◆ Working data
□ □ □

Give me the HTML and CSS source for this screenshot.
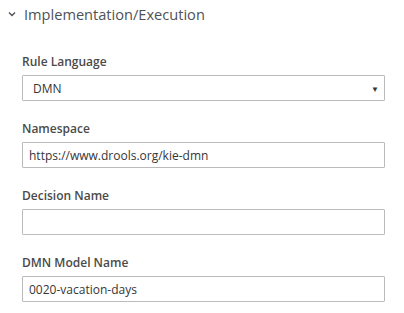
FILE: index.html
```html
<!DOCTYPE html>
<html>
<head>
    <title>Implementation/Execution</title>
    <link rel="stylesheet" href="styles.css">
</head>
<body>
    <div class="section-title">
        <svg class="chevron" width="8" height="6" viewBox="0 0 8 6"><polyline points="1,1.5 4,4.5 7,1.5" fill="none" stroke="#4d5258" stroke-width="1.4"/></svg>
        <span>Implementation/Execution</span>
    </div>

    <form class="form">
        <div class="form-group">
            <label>Rule Language</label>
            <div class="select-wrap">
                <select class="form-control">
                    <option>DMN</option>
                    <option>DRL</option>
                </select>
                <span class="caret">&#9660;</span>
            </div>
        </div>
        <div class="form-group">
            <label>Namespace</label>
            <input class="form-control" type="text" value="https://www.drools.org/kie-dmn">
        </div>
        <div class="form-group">
            <label>Decision Name</label>
            <input class="form-control" type="text" value="">
        </div>
        <div class="form-group">
            <label>DMN Model Name</label>
            <input class="form-control" type="text" value="0020-vacation-days">
        </div>
    </form>
</body>
</html>
```

FILE: styles.css
```css
* {
    box-sizing: border-box;
    margin: 0;
    padding: 0;
}

body {
    font-family: 'Open Sans', 'Liberation Sans', sans-serif;
    background-color: #ffffff;
    color: #363636;
}

.section-title {
    display: flex;
    align-items: center;
    height: 27px;
    padding-left: 8px;
    font-size: 14.6px;
    font-weight: 500;
    color: #4d5258;
}

.chevron {
    margin-right: 8px;
}

.form {
    padding: 26px 19px 0 22px;
}

.form-group {
    margin-bottom: 19px;
}

.form-group label {
    display: block;
    font-size: 12px;
    font-weight: 600;
    line-height: 18px;
    margin-bottom: 4px;
    color: #4a4a4a;
}

.form-control {
    display: block;
    width: 100%;
    height: 26px;
    padding: 0 6px;
    border: 1px solid #bbbbbb;
    border-radius: 1px;
    background-color: #ffffff;
    font-family: inherit;
    font-size: 12px;
    color: #363636;
    outline: none;
}

.select-wrap {
    position: relative;
}

select.form-control {
    appearance: none;
    padding-left: 10px;
}

.caret {
    position: absolute;
    right: 6px;
    top: 8px;
    font-size: 8px;
    color: #363636;
    pointer-events: none;
}
```
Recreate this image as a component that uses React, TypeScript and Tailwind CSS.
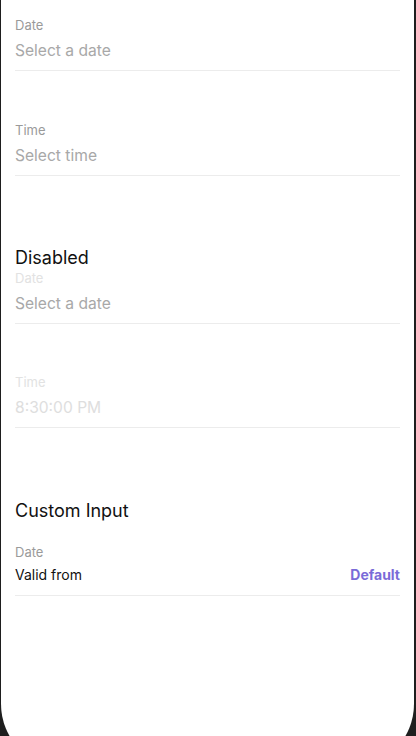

□ □ □

◆ Work to complete
Do not include images; quote all of the entries above exactly.

◆ Expected output
Give me the HTML and CSS source for this screenshot.
FILE: index.html
```html
<!DOCTYPE html>
<html>
<head>
    <title>Implementation/Execution</title>
    <link rel="stylesheet" href="styles.css">
</head>
<body>
    <div class="section-title">
        <svg class="chevron" width="8" height="6" viewBox="0 0 8 6"><polyline points="1,1.5 4,4.5 7,1.5" fill="none" stroke="#4d5258" stroke-width="1.4"/></svg>
        <span>Implementation/Execution</span>
    </div>

    <form class="form">
        <div class="form-group">
            <label>Rule Language</label>
            <div class="select-wrap">
                <select class="form-control">
                    <option>DMN</option>
                    <option>DRL</option>
                </select>
                <span class="caret">&#9660;</span>
            </div>
        </div>
        <div class="form-group">
            <label>Namespace</label>
            <input class="form-control" type="text" value="https://www.drools.org/kie-dmn">
        </div>
        <div class="form-group">
            <label>Decision Name</label>
            <input class="form-control" type="text" value="">
        </div>
        <div class="form-group">
            <label>DMN Model Name</label>
            <input class="form-control" type="text" value="0020-vacation-days">
        </div>
    </form>
</body>
</html>
```

FILE: styles.css
```css
* {
    box-sizing: border-box;
    margin: 0;
    padding: 0;
}

body {
    font-family: 'Open Sans', 'Liberation Sans', sans-serif;
    background-color: #ffffff;
    color: #363636;
}

.section-title {
    display: flex;
    align-items: center;
    height: 27px;
    padding-left: 8px;
    font-size: 14.6px;
    font-weight: 500;
    color: #4d5258;
}

.chevron {
    margin-right: 8px;
}

.form {
    padding: 26px 19px 0 22px;
}

.form-group {
    margin-bottom: 19px;
}

.form-group label {
    display: block;
    font-size: 12px;
    font-weight: 600;
    line-height: 18px;
    margin-bottom: 4px;
    color: #4a4a4a;
}

.form-control {
    display: block;
    width: 100%;
    height: 26px;
    padding: 0 6px;
    border: 1px solid #bbbbbb;
    border-radius: 1px;
    background-color: #ffffff;
    font-family: inherit;
    font-size: 12px;
    color: #363636;
    outline: none;
}

.select-wrap {
    position: relative;
}

select.form-control {
    appearance: none;
    padding-left: 10px;
}

.caret {
    position: absolute;
    right: 6px;
    top: 8px;
    font-size: 8px;
    color: #363636;
    pointer-events: none;
}
```
Recreate this image as a component that uses React, TypeScript and Tailwind CSS.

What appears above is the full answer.